There was all kinds of stuff to burn in the room—paper towels, old newspapers. Dennis wadded up paper and made a pile on the floor. He tipped one of the oxygen tanks onto it. He had seen this done on a TV show. Oxygen tanks could explode. The idea that he could make something explode just about gave Dennis a hard-on.
This was something he was good at—starting fires. Ever since he was a little kid he had been fascinated with fire. Practically every time he could get his hands on some matches or a lighter he would set something on fire. Maybe just a piece of paper or a pile of leaves. He liked to steal cigarettes and light them and burn bugs and spiders alive with the hot tip.
Maybe Miss Navarre would give him something really special for burning the hospital to the ground, he thought, and had to try really hard not to laugh out loud.
Dennis flicked the lighter and stared at the flame as it licked the air. He took the wadded-up pages of his writing homework and set them ablaze, then tossed them onto the pile of crumpled paper and quickly exited the room.
He made his way back to his own room with two stops to start fires in the wastebaskets in the rooms of other patients who were sleeping. When he got back to his room, he grabbed his plastic bag of stuff and waited by the door.
It seemed to take a long time before the fire alarm went off. Dennis had begun to think all his fires had burned out, and he was going to be really disappointed. But then several things happened at once. The fire alarm went off. Someone started screaming. And the oxygen tanks in the room at the end of the hall exploded.

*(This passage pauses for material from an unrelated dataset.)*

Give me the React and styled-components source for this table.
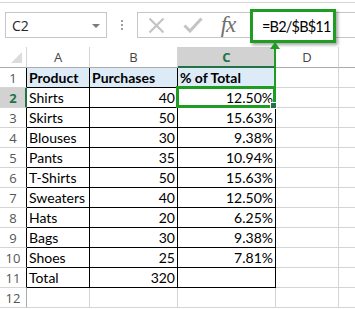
import React from "react";
import styled, { createGlobalStyle } from "styled-components";

const GREEN = "#1f9c22";
const SEL = "#217346";

const Global = createGlobalStyle`
  html, body { margin: 0; padding: 0; background: #fff; }
  body { width: 355px; height: 309px; overflow: hidden; font-family: Lato, "Open Sans", sans-serif; }
`;

const Page = styled.div`
  position: relative;
  width: 355px;
  height: 309px;
  overflow: hidden;
  background: #fff;
`;

const Toolbar = styled.div`
  height: 47px;
  box-sizing: border-box;
  border-top: 1px solid #fff;
  display: flex;
  align-items: flex-start;
  padding: 11px 0 0 5px;
  position: relative;
  &::before {
    content: "";
    position: absolute;
    left: 0; right: 0; top: 1px;
    height: 1px;
    background: #d4d4d4;
  }
`;

const NameBox = styled.div`
  width: 102px;
  height: 26px;
  box-sizing: border-box;
  border: 1px solid #c6c6c6;
  display: flex;
  align-items: center;
  justify-content: space-between;
  padding: 0 6px 0 6px;
  font-family: "Open Sans", "Noto Sans", sans-serif;
  font-size: 14px;
  color: #262626;
`;

const DropArrow = styled.span`
  width: 0; height: 0;
  border-left: 4px solid transparent;
  border-right: 4px solid transparent;
  border-top: 4px solid #7a7a7a;
  margin-top: 1px;
`;

const Dots = styled.div`
  width: 30px;
  height: 26px;
  display: flex;
  flex-direction: column;
  align-items: center;
  justify-content: center;
  gap: 2px;
  & > span { width: 2px; height: 2px; background: #9c9c9c; }
`;

const FormulaBar = styled.div`
  flex: 1;
  height: 26px;
  box-sizing: border-box;
  border: 1px solid #c6c6c6;
  border-right: none;
  display: flex;
  align-items: center;
`;

const IconBtn = styled.div`
  width: ${(p) => p.$w}px;
  height: 24px;
  display: flex;
  align-items: center;
  justify-content: center;
`;

const Fx = styled.span`
  font-family: "Liberation Serif", "DejaVu Serif", serif;
  font-style: italic;
  font-size: 23px;
  color: #6e6e6e;
  line-height: 1;
  letter-spacing: -1px;
  margin-top: -2px;
`;

const FormulaCallout = styled.div`
  position: absolute;
  left: 250px;
  top: 9px;
  width: 86px;
  height: 34px;
  box-sizing: border-box;
  border: 3px solid ${GREEN};
  background: #fff;
  box-shadow: 2px 2px 3px rgba(0, 0, 0, 0.35);
  display: flex;
  align-items: center;
  padding-left: 9px;
  font-family: Lato, "Open Sans", sans-serif;
  font-size: 14.5px;
  letter-spacing: -0.8px;
  color: #000;
  white-space: nowrap;
  z-index: 3;
`;

const Arrow = styled.div`
  position: absolute;
  left: 274px;
  top: 43px;
  width: 2px;
  height: 43px;
  background: ${GREEN};
  z-index: 3;
  &::before {
    content: "";
    position: absolute;
    left: -4px;
    top: -1px;
    border-left: 5px solid transparent;
    border-right: 5px solid transparent;
    border-bottom: 7px solid ${GREEN};
  }
`;

const Grid = styled.div`
  display: grid;
  grid-template-columns: 27px 63px 88px 98px 63px 17px;
  grid-auto-rows: 20px;
  grid-template-rows: 21px;
  font-family: Lato, "Open Sans", sans-serif;
  font-size: 14px;
`;

const Corner = styled.div`
  box-sizing: border-box;
  border-right: 1px solid #d4d4d4;
  border-bottom: 1px solid #ababab;
  position: relative;
  &::after {
    content: "";
    position: absolute;
    right: 4px;
    bottom: 4px;
    border-left: 11px solid transparent;
    border-bottom: 11px solid #dcdcdc;
  }
`;

const ColHead = styled.div`
  box-sizing: border-box;
  border-right: 1px solid ${(p) => (p.$sel ? "#ababab" : "#d4d4d4")};
  border-bottom: ${(p) => (p.$sel ? `2px solid ${SEL}` : "1px solid #ababab")};
  background: ${(p) => (p.$sel ? "#d2d2d2" : "#fff")};
  color: ${(p) => (p.$sel ? SEL : "#444")};
  font-family: "Open Sans", "Noto Sans", sans-serif;
  font-weight: ${(p) => (p.$sel ? 700 : 400)};
  font-size: 13px;
  display: flex;
  align-items: center;
  justify-content: center;
  padding-top: ${(p) => (p.$sel ? 1 : 0)}px;
`;

const RowHead = styled.div`
  box-sizing: border-box;
  border-bottom: 1px solid #d4d4d4;
  border-right: ${(p) =>
    p.$sel ? `2px solid ${SEL}` : p.$edge ? "1px solid #000" : "1px solid #ababab"};
  background: ${(p) => (p.$sel ? "#d2d2d2" : "#fff")};
  color: ${(p) => (p.$sel ? SEL : "#555")};
  font-family: "Open Sans", "Noto Sans", sans-serif;
  font-weight: ${(p) => (p.$sel ? 700 : 400)};
  font-size: 13px;
  display: flex;
  align-items: center;
  justify-content: center;
  padding-left: ${(p) => (p.$sel ? 1 : 0)}px;
`;

const Cell = styled.div`
  box-sizing: border-box;
  position: relative;
  border-right: 1px solid ${(p) => (p.$table ? "#000" : "#d4d4d4")};
  border-bottom: 1px solid ${(p) => (p.$table ? "#000" : "#d4d4d4")};
  background: ${(p) => (p.$head ? "#ddebf7" : "#fff")};
  font-weight: ${(p) => (p.$head ? 700 : 400)};
  color: #000;
  display: flex;
  align-items: center;
  justify-content: ${(p) => (p.$num ? "flex-end" : "flex-start")};
  padding: 1px 2px 0 2px;
  white-space: nowrap;
  line-height: 1;
`;

const Selection = styled.div`
  position: absolute;
  left: -2px;
  top: -2px;
  right: -1px;
  bottom: -1px;
  border: 3px solid ${GREEN};
  pointer-events: none;
  z-index: 2;
  &::after {
    content: "";
    position: absolute;
    right: -4px;
    bottom: -4px;
    width: 5px;
    height: 5px;
    background: ${SEL};
    border: 1px solid #fff;
  }
`;

const rows = [
  ["Product", "Purchases", "% of Total"],
  ["Shirts", "40", "12.50%"],
  ["Skirts", "50", "15.63%"],
  ["Blouses", "30", "9.38%"],
  ["Pants", "35", "10.94%"],
  ["T-Shirts", "50", "15.63%"],
  ["Sweaters", "40", "12.50%"],
  ["Hats", "20", "6.25%"],
  ["Bags", "30", "9.38%"],
  ["Shoes", "25", "7.81%"],
  ["Total", "320", ""],
];

export default function App() {
  return (
    <Page>
      <Global />
      <Toolbar>
        <NameBox>
          <span>C2</span>
          <DropArrow />
        </NameBox>
        <Dots>
          <span />
          <span />
          <span />
        </Dots>
        <FormulaBar>
          <IconBtn $w={37}>
            <svg width="17" height="17" viewBox="0 0 17 17">
              <path d="M1.5 1.5 L15.5 15.5 M15.5 1.5 L1.5 15.5" stroke="#c4c4c4" strokeWidth="2.2" fill="none" />
            </svg>
          </IconBtn>
          <IconBtn $w={36}>
            <svg width="20" height="16" viewBox="0 0 20 16">
              <path d="M1.5 8.5 L7 14 L18.5 1.5" stroke="#c4c4c4" strokeWidth="3" fill="none" />
            </svg>
          </IconBtn>
          <IconBtn $w={34}>
            <Fx>fx</Fx>
          </IconBtn>
        </FormulaBar>
      </Toolbar>
      <FormulaCallout>=B2/$B$11</FormulaCallout>
      <Arrow />
      <Grid>
        <Corner />
        <ColHead>A</ColHead>
        <ColHead>B</ColHead>
        <ColHead $sel>C</ColHead>
        <ColHead>D</ColHead>
        <ColHead />
        {rows.map((r, i) => (
          <React.Fragment key={i}>
            <RowHead $sel={i === 1} $edge>
              {i + 1}
            </RowHead>
            <Cell $table $head={i === 0}>{r[0]}</Cell>
            <Cell $table $head={i === 0} $num={i > 0}>{r[1]}</Cell>
            <Cell $table $head={i === 0} $num={i > 0}>
              {r[2]}
              {i === 1 && <Selection />}
            </Cell>
            <Cell />
            <Cell />
          </React.Fragment>
        ))}
        <RowHead>12</RowHead>
        <Cell />
        <Cell />
        <Cell />
        <Cell />
        <Cell />
      </Grid>
    </Page>
  );
}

All of a sudden people came running down the hall past his room. Dennis opened the door and stepped out. Orange flames were coming out of the door at the end of the hall. Nurses were pulling patients out of the rooms nearby. Other patients were wandering into the hall on their own, drooling and confused.
Nasty black smoke came rolling down the hall, stinking with the smell of plastic burning. Right across the hall from Dennis, a man came through the door screaming, his flaming arms raised straight up in the air.
Dennis stared at him, transfixed, then bolted.
In the chaos of people running and screaming, alarms blaring and sprinklers going off, no one noticed a twelve-year-old boy go right out the front door and disappear into the night.
71
Hiding
.
The thought came to him in the hazy gray of predawn.
Hiding in plain sight.
Vince slipped out of bed, pulled on some sweatpants and a T-shirt, and went across the hall. Anne had gone to Haley in the middle of the night when Bad Daddy had paid a visit to the little girl’s dreams.
He looked in on them now and felt a tug at his heart. They were curled up together, sound asleep. They could have easily been mother and daughter with their dark hair and turned-up noses.
As trying as the circumstances were, Haley had seamlessly fitted into their lives as if she belonged there. When he thought about it, Vince had a hard time believing it had been only a few days.